Shares of Five Below, the Center City-based chain of youth-oriented dollar stores, jumped as much as 23 percent in trading Thursday morning — to nearly $100 a share, the highest since it went public in 2012 — after posting higher-than-expected first-quarter sales and profits late Wednesday.
The stock closed up 22 percent to $99.05 on Thursday.
Five Below total sales jumped 27 percent over a year earlier, to $296 million for the quarter. After-tax profits nearly doubled, to $25.8 million from $13.1 million in the year-earlier quarter, as Five Below opened 33 new stores in 18 states. The company also benefited from the Trump cuts in corporate tax rates: While pretax profits nearly doubled, Five Below's income tax payments declined, compared with a year earlier.
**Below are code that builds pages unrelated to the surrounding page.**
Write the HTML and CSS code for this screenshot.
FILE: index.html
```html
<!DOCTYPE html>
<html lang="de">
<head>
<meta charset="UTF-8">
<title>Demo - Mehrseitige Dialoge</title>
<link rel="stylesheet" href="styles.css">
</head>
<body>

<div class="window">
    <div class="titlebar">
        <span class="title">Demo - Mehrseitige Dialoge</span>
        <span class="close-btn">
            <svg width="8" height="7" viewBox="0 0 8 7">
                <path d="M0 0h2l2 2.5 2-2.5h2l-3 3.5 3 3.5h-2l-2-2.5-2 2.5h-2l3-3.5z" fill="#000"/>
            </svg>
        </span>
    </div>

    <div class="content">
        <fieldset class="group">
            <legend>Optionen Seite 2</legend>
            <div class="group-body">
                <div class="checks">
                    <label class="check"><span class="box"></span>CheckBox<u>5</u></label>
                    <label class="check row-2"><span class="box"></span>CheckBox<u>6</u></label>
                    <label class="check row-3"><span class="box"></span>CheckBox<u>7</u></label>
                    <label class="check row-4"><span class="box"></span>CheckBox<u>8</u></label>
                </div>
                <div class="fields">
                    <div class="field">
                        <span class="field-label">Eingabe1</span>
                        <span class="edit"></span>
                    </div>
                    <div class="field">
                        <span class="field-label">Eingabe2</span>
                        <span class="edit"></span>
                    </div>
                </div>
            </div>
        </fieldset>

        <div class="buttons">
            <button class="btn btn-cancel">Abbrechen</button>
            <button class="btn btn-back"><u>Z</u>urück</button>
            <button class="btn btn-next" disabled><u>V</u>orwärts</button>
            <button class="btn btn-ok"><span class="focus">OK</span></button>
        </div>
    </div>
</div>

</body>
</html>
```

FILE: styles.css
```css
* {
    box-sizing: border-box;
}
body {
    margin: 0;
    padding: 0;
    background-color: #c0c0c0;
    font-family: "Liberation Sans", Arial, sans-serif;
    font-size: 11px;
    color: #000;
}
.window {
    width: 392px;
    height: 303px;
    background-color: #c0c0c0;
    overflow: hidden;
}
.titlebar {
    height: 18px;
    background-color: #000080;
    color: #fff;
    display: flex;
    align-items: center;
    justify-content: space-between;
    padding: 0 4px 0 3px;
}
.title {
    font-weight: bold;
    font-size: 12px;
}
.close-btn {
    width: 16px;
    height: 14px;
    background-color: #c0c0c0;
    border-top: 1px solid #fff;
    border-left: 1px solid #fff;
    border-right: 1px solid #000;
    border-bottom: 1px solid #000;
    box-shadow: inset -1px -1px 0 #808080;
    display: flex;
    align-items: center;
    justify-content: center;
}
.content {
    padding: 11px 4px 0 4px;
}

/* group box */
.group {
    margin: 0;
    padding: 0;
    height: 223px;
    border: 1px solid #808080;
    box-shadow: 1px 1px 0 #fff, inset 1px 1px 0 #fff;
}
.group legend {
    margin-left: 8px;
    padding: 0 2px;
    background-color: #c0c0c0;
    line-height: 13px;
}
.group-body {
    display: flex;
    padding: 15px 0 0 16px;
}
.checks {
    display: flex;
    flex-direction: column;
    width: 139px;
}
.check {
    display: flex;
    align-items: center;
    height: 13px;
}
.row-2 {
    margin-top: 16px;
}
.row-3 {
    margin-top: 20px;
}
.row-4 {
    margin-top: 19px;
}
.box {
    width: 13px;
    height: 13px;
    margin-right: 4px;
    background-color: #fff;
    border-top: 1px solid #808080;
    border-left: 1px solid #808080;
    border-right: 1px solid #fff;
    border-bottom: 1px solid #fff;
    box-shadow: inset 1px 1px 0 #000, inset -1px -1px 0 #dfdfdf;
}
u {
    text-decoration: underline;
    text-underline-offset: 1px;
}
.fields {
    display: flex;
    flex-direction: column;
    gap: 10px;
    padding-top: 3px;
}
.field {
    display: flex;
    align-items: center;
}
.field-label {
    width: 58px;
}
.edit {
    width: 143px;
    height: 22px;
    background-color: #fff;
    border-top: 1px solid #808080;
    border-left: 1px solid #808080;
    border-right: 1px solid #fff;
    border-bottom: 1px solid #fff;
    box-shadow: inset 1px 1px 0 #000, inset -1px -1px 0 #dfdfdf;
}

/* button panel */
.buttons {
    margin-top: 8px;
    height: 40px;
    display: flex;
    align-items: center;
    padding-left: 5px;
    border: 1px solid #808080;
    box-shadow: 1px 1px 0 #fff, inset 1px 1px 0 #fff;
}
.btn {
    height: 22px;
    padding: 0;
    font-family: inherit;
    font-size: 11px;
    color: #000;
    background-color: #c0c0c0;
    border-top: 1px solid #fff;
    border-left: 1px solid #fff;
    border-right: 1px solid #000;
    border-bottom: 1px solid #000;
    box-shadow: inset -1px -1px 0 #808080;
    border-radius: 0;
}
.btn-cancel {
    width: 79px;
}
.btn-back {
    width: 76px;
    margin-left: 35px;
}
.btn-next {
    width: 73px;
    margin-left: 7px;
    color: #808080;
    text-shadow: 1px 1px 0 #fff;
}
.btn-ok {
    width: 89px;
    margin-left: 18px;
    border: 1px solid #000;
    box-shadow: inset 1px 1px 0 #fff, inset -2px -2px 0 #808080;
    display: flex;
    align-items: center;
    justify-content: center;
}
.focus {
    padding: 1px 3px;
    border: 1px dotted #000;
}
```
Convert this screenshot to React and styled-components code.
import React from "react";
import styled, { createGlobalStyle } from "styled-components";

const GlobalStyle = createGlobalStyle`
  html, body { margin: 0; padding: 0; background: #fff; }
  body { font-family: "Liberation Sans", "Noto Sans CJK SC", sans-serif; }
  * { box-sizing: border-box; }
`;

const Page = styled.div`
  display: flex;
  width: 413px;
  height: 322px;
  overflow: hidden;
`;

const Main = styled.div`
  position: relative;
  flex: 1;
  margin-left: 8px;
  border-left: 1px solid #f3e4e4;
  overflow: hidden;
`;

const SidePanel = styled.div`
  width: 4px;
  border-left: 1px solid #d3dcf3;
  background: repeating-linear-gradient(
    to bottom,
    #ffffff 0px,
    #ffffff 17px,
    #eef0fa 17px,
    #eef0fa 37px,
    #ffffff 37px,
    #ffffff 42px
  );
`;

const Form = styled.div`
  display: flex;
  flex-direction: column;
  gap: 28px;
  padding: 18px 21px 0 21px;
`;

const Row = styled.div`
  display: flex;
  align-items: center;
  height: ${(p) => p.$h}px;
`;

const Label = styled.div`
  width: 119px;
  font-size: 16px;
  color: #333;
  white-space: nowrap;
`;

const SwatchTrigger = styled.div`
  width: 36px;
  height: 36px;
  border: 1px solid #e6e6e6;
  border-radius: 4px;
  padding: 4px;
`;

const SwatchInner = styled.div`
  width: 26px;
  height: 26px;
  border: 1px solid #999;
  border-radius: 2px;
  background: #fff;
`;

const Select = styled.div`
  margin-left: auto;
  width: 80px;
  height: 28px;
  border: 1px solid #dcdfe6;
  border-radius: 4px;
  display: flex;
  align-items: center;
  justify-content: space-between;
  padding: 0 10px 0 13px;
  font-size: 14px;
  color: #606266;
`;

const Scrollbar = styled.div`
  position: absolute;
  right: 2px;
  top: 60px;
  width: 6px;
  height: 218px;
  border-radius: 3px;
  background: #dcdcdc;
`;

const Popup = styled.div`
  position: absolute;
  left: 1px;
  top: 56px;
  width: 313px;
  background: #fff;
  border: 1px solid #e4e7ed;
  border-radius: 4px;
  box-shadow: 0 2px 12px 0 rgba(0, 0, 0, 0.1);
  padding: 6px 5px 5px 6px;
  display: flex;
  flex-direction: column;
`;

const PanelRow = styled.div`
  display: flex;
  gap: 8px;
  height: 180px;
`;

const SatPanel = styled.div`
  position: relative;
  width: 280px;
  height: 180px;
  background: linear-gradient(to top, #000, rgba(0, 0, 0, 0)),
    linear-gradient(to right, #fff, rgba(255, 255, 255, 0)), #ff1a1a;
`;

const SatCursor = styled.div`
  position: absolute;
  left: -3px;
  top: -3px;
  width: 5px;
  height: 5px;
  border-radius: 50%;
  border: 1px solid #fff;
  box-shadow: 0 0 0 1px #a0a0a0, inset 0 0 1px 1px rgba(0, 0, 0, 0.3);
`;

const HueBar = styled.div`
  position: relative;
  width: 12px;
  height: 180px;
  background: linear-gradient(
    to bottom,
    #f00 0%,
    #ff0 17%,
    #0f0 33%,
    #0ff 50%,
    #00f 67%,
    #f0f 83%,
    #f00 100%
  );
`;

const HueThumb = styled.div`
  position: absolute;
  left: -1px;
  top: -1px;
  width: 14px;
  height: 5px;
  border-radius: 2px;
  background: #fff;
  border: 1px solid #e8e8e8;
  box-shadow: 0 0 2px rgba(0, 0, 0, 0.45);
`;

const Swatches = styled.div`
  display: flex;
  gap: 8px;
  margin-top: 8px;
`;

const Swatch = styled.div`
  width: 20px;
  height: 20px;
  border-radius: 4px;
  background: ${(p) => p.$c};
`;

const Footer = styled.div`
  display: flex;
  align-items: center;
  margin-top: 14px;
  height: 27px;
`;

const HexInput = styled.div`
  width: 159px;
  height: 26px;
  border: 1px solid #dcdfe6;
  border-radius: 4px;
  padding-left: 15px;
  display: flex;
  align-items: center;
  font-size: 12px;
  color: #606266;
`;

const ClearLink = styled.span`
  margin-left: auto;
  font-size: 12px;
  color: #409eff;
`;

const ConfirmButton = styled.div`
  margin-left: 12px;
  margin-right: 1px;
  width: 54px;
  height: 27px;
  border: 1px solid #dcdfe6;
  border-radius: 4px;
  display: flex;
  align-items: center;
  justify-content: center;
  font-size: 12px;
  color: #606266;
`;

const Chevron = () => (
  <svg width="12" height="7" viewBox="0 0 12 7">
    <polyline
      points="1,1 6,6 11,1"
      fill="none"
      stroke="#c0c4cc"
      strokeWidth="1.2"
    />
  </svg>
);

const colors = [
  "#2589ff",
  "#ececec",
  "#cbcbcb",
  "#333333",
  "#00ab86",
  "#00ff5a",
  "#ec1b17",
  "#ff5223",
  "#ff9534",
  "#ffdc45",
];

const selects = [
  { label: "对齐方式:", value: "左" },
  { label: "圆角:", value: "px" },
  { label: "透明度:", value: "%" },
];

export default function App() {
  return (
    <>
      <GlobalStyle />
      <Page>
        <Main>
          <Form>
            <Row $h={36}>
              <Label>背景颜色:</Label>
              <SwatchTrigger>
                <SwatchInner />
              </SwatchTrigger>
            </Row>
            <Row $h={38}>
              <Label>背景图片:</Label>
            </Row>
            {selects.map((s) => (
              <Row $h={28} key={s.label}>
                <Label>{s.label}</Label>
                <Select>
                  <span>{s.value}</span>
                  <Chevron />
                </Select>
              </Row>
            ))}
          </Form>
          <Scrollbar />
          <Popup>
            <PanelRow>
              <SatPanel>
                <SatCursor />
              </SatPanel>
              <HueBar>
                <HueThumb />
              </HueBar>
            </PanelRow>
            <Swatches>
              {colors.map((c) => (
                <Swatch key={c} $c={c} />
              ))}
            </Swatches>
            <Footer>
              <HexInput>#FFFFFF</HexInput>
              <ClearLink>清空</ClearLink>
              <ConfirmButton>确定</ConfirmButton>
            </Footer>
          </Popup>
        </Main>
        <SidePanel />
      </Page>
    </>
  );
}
The 33 new stores mark an "all-time high in terms of grand openings this quarter," noted analyst Scot Ciccarelli of RBC Capital Markets. Anderson said most of the stores were in states where Five Below already does business. The company has also added stores for the first time in California. The company plans to boost the current 658 stores to 750 by the end of the year.
Anderson added that the company has upgraded its point-of-sale computer and financial systems and is adding new warehouses, including a facility as big as one million square feet near Atlanta, to support an eventual network of 2,500 U.S. stores.
Five Below's business is highly seasonal, with fourth-quarter sales around Christmas roughly double those of other quarters. There's also a bump in the summer months.